▶ _WHAT IS NEEDED_: Copy the listing below in full and skip every picture.

▶ _DATA EXTRACT_:
════════════════

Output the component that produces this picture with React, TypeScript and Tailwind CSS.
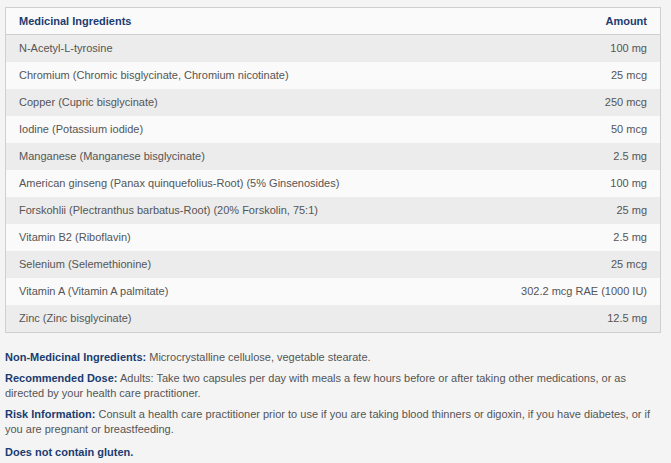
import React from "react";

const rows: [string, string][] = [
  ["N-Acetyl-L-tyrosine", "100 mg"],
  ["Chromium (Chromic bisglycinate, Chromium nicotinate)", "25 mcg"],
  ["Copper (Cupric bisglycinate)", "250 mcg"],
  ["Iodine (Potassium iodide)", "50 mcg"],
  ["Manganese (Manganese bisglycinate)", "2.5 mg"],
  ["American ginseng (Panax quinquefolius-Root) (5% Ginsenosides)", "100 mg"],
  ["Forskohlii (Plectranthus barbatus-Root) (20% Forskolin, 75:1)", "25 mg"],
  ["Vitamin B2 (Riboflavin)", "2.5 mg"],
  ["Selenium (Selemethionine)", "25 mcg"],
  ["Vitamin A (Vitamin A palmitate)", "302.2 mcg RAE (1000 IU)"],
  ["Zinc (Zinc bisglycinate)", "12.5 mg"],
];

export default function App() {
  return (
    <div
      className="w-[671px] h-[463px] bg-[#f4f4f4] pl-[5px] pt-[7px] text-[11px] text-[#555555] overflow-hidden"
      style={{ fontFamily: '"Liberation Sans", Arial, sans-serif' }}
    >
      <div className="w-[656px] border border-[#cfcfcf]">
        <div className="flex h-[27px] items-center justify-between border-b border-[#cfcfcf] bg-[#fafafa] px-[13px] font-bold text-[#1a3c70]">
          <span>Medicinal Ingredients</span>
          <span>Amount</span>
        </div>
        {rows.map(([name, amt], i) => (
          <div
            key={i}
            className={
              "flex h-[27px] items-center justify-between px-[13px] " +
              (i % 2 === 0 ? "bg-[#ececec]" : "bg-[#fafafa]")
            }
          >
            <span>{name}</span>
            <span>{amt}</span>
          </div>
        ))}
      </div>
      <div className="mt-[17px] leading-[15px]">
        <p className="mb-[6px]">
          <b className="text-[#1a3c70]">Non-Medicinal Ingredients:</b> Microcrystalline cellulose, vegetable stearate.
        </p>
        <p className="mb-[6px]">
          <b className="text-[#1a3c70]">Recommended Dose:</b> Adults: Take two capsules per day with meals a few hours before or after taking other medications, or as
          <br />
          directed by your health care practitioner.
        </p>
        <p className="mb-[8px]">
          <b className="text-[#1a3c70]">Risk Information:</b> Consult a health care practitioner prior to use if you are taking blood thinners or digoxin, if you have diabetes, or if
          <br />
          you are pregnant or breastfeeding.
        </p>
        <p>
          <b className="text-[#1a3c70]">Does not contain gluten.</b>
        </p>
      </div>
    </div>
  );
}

════════════════

▶ _RESPONSE_:
Output the component that produces this picture with React, TypeScript and Tailwind CSS.
import React from "react";

const rows: [string, string][] = [
  ["N-Acetyl-L-tyrosine", "100 mg"],
  ["Chromium (Chromic bisglycinate, Chromium nicotinate)", "25 mcg"],
  ["Copper (Cupric bisglycinate)", "250 mcg"],
  ["Iodine (Potassium iodide)", "50 mcg"],
  ["Manganese (Manganese bisglycinate)", "2.5 mg"],
  ["American ginseng (Panax quinquefolius-Root) (5% Ginsenosides)", "100 mg"],
  ["Forskohlii (Plectranthus barbatus-Root) (20% Forskolin, 75:1)", "25 mg"],
  ["Vitamin B2 (Riboflavin)", "2.5 mg"],
  ["Selenium (Selemethionine)", "25 mcg"],
  ["Vitamin A (Vitamin A palmitate)", "302.2 mcg RAE (1000 IU)"],
  ["Zinc (Zinc bisglycinate)", "12.5 mg"],
];

export default function App() {
  return (
    <div
      className="w-[671px] h-[463px] bg-[#f4f4f4] pl-[5px] pt-[7px] text-[11px] text-[#555555] overflow-hidden"
      style={{ fontFamily: '"Liberation Sans", Arial, sans-serif' }}
    >
      <div className="w-[656px] border border-[#cfcfcf]">
        <div className="flex h-[27px] items-center justify-between border-b border-[#cfcfcf] bg-[#fafafa] px-[13px] font-bold text-[#1a3c70]">
          <span>Medicinal Ingredients</span>
          <span>Amount</span>
        </div>
        {rows.map(([name, amt], i) => (
          <div
            key={i}
            className={
              "flex h-[27px] items-center justify-between px-[13px] " +
              (i % 2 === 0 ? "bg-[#ececec]" : "bg-[#fafafa]")
            }
          >
            <span>{name}</span>
            <span>{amt}</span>
          </div>
        ))}
      </div>
      <div className="mt-[17px] leading-[15px]">
        <p className="mb-[6px]">
          <b className="text-[#1a3c70]">Non-Medicinal Ingredients:</b> Microcrystalline cellulose, vegetable stearate.
        </p>
        <p className="mb-[6px]">
          <b className="text-[#1a3c70]">Recommended Dose:</b> Adults: Take two capsules per day with meals a few hours before or after taking other medications, or as
          <br />
          directed by your health care practitioner.
        </p>
        <p className="mb-[8px]">
          <b className="text-[#1a3c70]">Risk Information:</b> Consult a health care practitioner prior to use if you are taking blood thinners or digoxin, if you have diabetes, or if
          <br />
          you are pregnant or breastfeeding.
        </p>
        <p>
          <b className="text-[#1a3c70]">Does not contain gluten.</b>
        </p>
      </div>
    </div>
  );
}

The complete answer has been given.